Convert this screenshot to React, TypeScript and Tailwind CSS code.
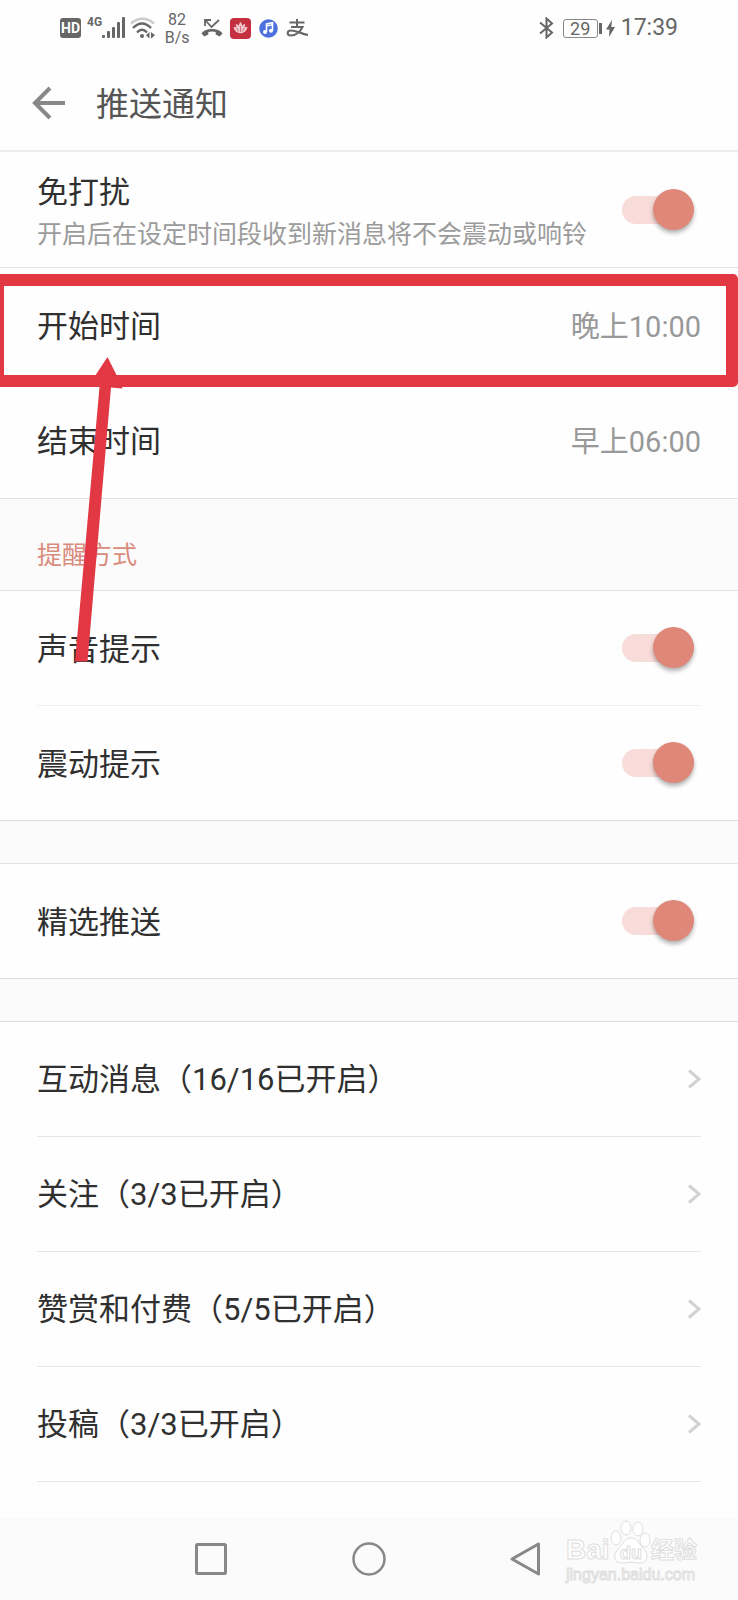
import React, { useState } from 'react';

const FONT = "font-[Roboto,'Noto_Sans_CJK_SC',sans-serif]";

const MESSAGE_GROUPS = [
    { id: 'interact', label: '互动消息（16/16已开启）' },
    { id: 'follow', label: '关注（3/3已开启）' },
    { id: 'reward', label: '赞赏和付费（5/5已开启）' },
    { id: 'submit', label: '投稿（3/3已开启）' },
];

interface SwitchProps {
    id: string;
    checked: boolean;
    onChange: () => void;
}

/** 开关 */
function Switch({ id, checked, onChange }: SwitchProps) {
    return (
        <input
            id={id}
            type="checkbox"
            checked={checked}
            onChange={onChange}
            className="relative mr-[7px] h-7 w-[72px] shrink-0 cursor-pointer appearance-none rounded-full bg-gray-200 checked:bg-[#f8dcd9] before:absolute before:-top-[7px] before:left-0 before:size-[41px] before:rounded-full before:bg-gray-400 before:shadow-[0_3px_4px_rgba(0,0,0,0.3)] checked:before:left-[31px] checked:before:bg-[#df8879]"
        />
    );
}

interface SwitchRowProps extends SwitchProps {
    label: string;
    last?: boolean;
}

function SwitchRow({ label, last = false, ...rest }: SwitchRowProps) {
    return (
        <div className={last ? 'border-b border-[#dcdcdc] px-[37px]' : 'px-[37px]'}>
            <div className={`flex items-center justify-between ${last ? 'h-[114px]' : 'h-[115px] border-b border-[#f0f0f0]'}`}>
                <label htmlFor={rest.id} className="pt-1 text-[31px]">{label}</label>
                <Switch {...rest} />
            </div>
        </div>
    );
}

function TimeRow({ label, value }: { label: string; value: string }) {
    return (
        <button type="button" className="flex h-[115px] w-full items-center justify-between px-[37px] pt-1">
            <span className="text-[31px]">{label}</span>
            <span className="text-[29px] text-[#999]">{value}</span>
        </button>
    );
}

/** 系统状态栏 */
function StatusBar() {
    return (
        <div className="flex h-14 items-center justify-between px-[60px] text-[#666]">
            <div className="flex items-center">
                <span className="flex h-5 w-[21px] items-center justify-center rounded-[3px] bg-[#666] text-[14px] font-bold text-white">HD</span>
                <span className="ml-[6px] self-start pt-1 text-[12px] leading-4 font-bold">4G</span>
                <svg width="24" height="22" viewBox="0 0 24 22" fill="currentColor">
                    <rect x="0" y="18" width="3" height="3" rx="1" />
                    <rect x="5" y="14" width="3" height="7" rx="1" />
                    <rect x="10" y="10" width="3" height="11" rx="1" />
                    <rect x="15" y="5" width="3" height="16" rx="1" />
                    <rect x="20" y="0" width="3" height="21" rx="1" />
                </svg>
                <svg className="ml-1" width="25" height="22" viewBox="0 0 25 22" fill="none" stroke="currentColor" strokeWidth="2.4">
                    <path d="M1 6.500Q12.500-3 24 6.500" stroke="#ccc" />
                    <path d="M3 11Q12 2 21 11" />
                    <path d="M7 15.500Q12 10 17 15.500" />
                    <circle cx="12" cy="19" r="2" fill="currentColor" stroke="none" />
                    <path d="M19.500 15v6.500l-3.500-3.200zM21 15v6.500l4-3.200z" fill="currentColor" stroke="none" />
                </svg>
                <span className="ml-[10px] flex w-6 flex-col items-center pt-px text-[16px] leading-[18px]">
                    <span>82</span>
                    <span>B/s</span>
                </span>
                <svg className="ml-3" width="22" height="20" viewBox="0 0 22 20" fill="none" stroke="currentColor" strokeWidth="1.800">
                    <path d="M4 8V2h6M4.500 2.500l6 6.500L18 2" />
                    <path d="M.500 15.500C3 12 7 11 11 11s8 1 10.500 4.500l-2.800 3-4-2v-2.500c-2-.700-5.400-.700-7.400 0v2.500l-4 2z" fill="currentColor" stroke="none" />
                </svg>
                <svg className="ml-[7px]" width="21" height="21" viewBox="0 0 21 21">
                    <rect width="21" height="21" rx="4" fill="#c4303f" />
                    <path d="M10.500 4c1.300 1.500 1.700 2.800 1.700 4 .8-1.200 1.800-1.800 3-2 0 1.200-.2 2.200-.7 3.200 1-.4 2-.4 3 0-1 3.800-3.500 6-7 6s-6-2.200-7-6c1-.4 2-.4 3 0-.5-1-.7-2-.7-3.200 1.200.2 2.200.8 3 2 0-1.200.4-2.500 1.700-4z" fill="#f0c9cd" />
                    <path d="M10.500 14V8M8.500 13.500l-2-4M12.500 13.500l2-4" stroke="#c4303f" strokeWidth=".6" />
                </svg>
                <svg className="ml-2" width="19" height="19" viewBox="0 0 19 19">
                    <circle cx="9.500" cy="9.500" r="9.300" fill="#4c70dc" />
                    <path d="M7.500 13V5l6-1.300v7.800M7.500 7l6-1.300" fill="none" stroke="#fff" strokeWidth="1.600" />
                    <circle cx="6" cy="13" r="2" fill="#fff" />
                    <circle cx="12" cy="11.800" r="2" fill="#fff" />
                </svg>
                <svg className="ml-2" width="23" height="20" viewBox="0 0 23 20" fill="none" stroke="currentColor" strokeWidth="2">
                    <path d="M3.500 4.500h15M11 1v7.500M5 9h11.500C14.500 13.500 10 17.500 5 17.500c-4.500 0-4.500-5 0-5 5.500 0 10 3.500 17 4.500" />
                </svg>
            </div>
            <div className="flex items-center">
                <svg width="15" height="22" viewBox="0 0 15 22" fill="none" stroke="currentColor" strokeWidth="2">
                    <path d="M1 5.500l12 10L7.500 20.500v-19l5.500 5L1 16.500" />
                </svg>
                <span className="ml-[9px] flex h-[19px] w-[35px] items-center justify-center rounded-[3px] border border-[#888] text-[18px]">29</span>
                <span className="ml-px h-[11px] w-[3px] bg-[#666]" />
                <svg className="ml-1" width="9" height="17" viewBox="0 0 9 17" fill="currentColor">
                    <path d="M6 0L0 9.500h3.500L3 17l6-10H5.300z" />
                </svg>
                <span className="ml-[6px] pt-px text-[23px]">17:39</span>
            </div>
        </div>
    );
}

/** 红框与箭头，标出「开始时间」 */
function Highlight() {
    return (
        <>
            <div className="pointer-events-none absolute inset-x-0 top-[6px] -bottom-1 rounded-r-[5px] border-y-[12px] border-r-[12px] border-l-4 border-[#e23843]" />
            <svg className="pointer-events-none absolute top-[88px] left-[70px]" width="60" height="310" viewBox="0 0 60 310" fill="#e23843">
                <path d="M37.500 1L47 20L52.500 32.500L41 31.500L17.500 305.500H5L29.500 31L23 31L25 20z" />
            </svg>
        </>
    );
}

/** 系统导航栏 */
function NavBar() {
    return (
        <nav className="relative mt-auto flex h-[82px] items-center justify-center bg-[#fbfbfb] text-[#888]">
            <button type="button" aria-label="最近任务" className="flex w-[157px] justify-center">
                <svg width="34" height="36" viewBox="0 0 34 36" fill="none" stroke="currentColor" strokeWidth="3">
                    <rect x="1.500" y="3.500" width="29" height="29" rx="1" />
                </svg>
            </button>
            <button type="button" aria-label="主屏幕" className="flex w-[157px] justify-center">
                <svg width="36" height="36" viewBox="0 0 36 36" fill="none" stroke="currentColor" strokeWidth="2.500">
                    <circle cx="18" cy="18" r="15.500" />
                </svg>
            </button>
            <button type="button" aria-label="返回" className="flex w-[157px] justify-center">
                <svg width="34" height="36" viewBox="0 0 34 36" fill="none" stroke="currentColor" strokeWidth="3" strokeLinejoin="round">
                    <path d="M29.500 3v30L3 18z" />
                </svg>
            </button>
            <svg className="absolute right-[38px] bottom-[15px]" width="136" height="66" viewBox="0 0 136 66" fill="#fff" stroke="#dedede" strokeWidth="1">
                <text x="2" y="40" fontSize="28" fontWeight="700" fontFamily="Liberation Sans">Bai</text>
                <ellipse cx="52" cy="19" rx="5" ry="7" />
                <ellipse cx="62" cy="9" rx="5" ry="7" />
                <ellipse cx="74" cy="10" rx="5" ry="7" />
                <ellipse cx="81" cy="21" rx="5" ry="7" />
                <path d="M67 19c7 0 8 7 13 11 5 5 4 14-4 14-4 0-6-1-9-1s-5 1-9 1c-9 0-9-9-4-14 5-4 6-11 13-11z" />
                <text x="56" y="40" fontSize="18" fontWeight="700" fontFamily="Liberation Sans">du</text>
                <text x="87" y="39" fontSize="23" fontWeight="700" fontFamily="Noto Sans CJK SC">经验</text>
                <text x="2" y="61" fontSize="16" fontFamily="Liberation Sans">jingyan.baidu.com</text>
            </svg>
        </nav>
    );
}

export default function App() {
    const [settings, setSettings] = useState({ quiet: true, sound: true, vibrate: true, featured: true });

    const toggle = (key: keyof typeof settings) => {
        setSettings(prev => ({ ...prev, [key]: !prev[key] }));
    };

    return (
        <div className={`flex min-h-screen w-full flex-col bg-[#fefefe] text-[#303030] ${FONT}`}>
            <StatusBar />

            <header className="flex h-24 items-center border-b-2 border-[#ececec] pl-8">
                <button type="button" aria-label="返回">
                    <svg width="34" height="34" viewBox="0 0 34 34" fill="none" stroke="#888" strokeWidth="4">
                        <path d="M33 17H3M18 2L3 17l15 15" />
                    </svg>
                </button>
                <h1 className="ml-[30px] pt-1 text-[33px] text-[#555]">推送通知</h1>
            </header>

            <main>
                <div className="flex h-[116px] items-center justify-between border-b border-[#e4e4e4] px-[37px]">
                    <label htmlFor="quiet" className="flex flex-col pt-1">
                        <span className="text-[31px] leading-[46px]">免打扰</span>
                        <span className="text-[25px] leading-[38px] text-[#9b9b9b]">开启后在设定时间段收到新消息将不会震动或响铃</span>
                    </label>
                    <Switch id="quiet" checked={settings.quiet} onChange={() => toggle('quiet')} />
                </div>

                <div className="relative z-10">
                    <TimeRow label="开始时间" value="晚上10:00" />
                    <Highlight />
                </div>
                <TimeRow label="结束时间" value="早上06:00" />

                <h2 className="flex h-[93px] items-end border-y border-[#e2e2e2] bg-[#fbfbfb] px-[37px] pb-4 text-[25px] text-[#d98b7c]">提醒方式</h2>

                <SwitchRow id="sound" label="声音提示" checked={settings.sound} onChange={() => toggle('sound')} />
                <SwitchRow id="vibrate" label="震动提示" last checked={settings.vibrate} onChange={() => toggle('vibrate')} />
                <div className="h-[43px] border-b border-[#e4e4e4] bg-[#fbfbfb]" />
                <SwitchRow id="featured" label="精选推送" last checked={settings.featured} onChange={() => toggle('featured')} />
                <div className="h-[43px] border-b border-[#dcdcdc] bg-[#fbfbfb]" />

                <ul className="px-[37px]">
                    {MESSAGE_GROUPS.map(group => (
                        <li key={group.id} className="border-b border-[#e6e6e6]">
                            <a href={`#${group.id}`} className="flex h-[114px] items-center justify-between text-[31px]">
                                <span className="pt-0.5">{group.label}</span>
                                <svg width="14" height="20" viewBox="0 0 14 20" fill="none" stroke="#d2d2d2" strokeWidth="3">
                                    <path d="M2 1.500l10 8.500-10 8.500" />
                                </svg>
                            </a>
                        </li>
                    ))}
                </ul>
            </main>

            <NavBar />
        </div>
    );
}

#####

Exercise task.
Locate all lines in the listing above with the word "React". Copy them.

Response to this exercise.
Convert this screenshot to React, TypeScript and Tailwind CSS code.
import React, { useState } from 'react';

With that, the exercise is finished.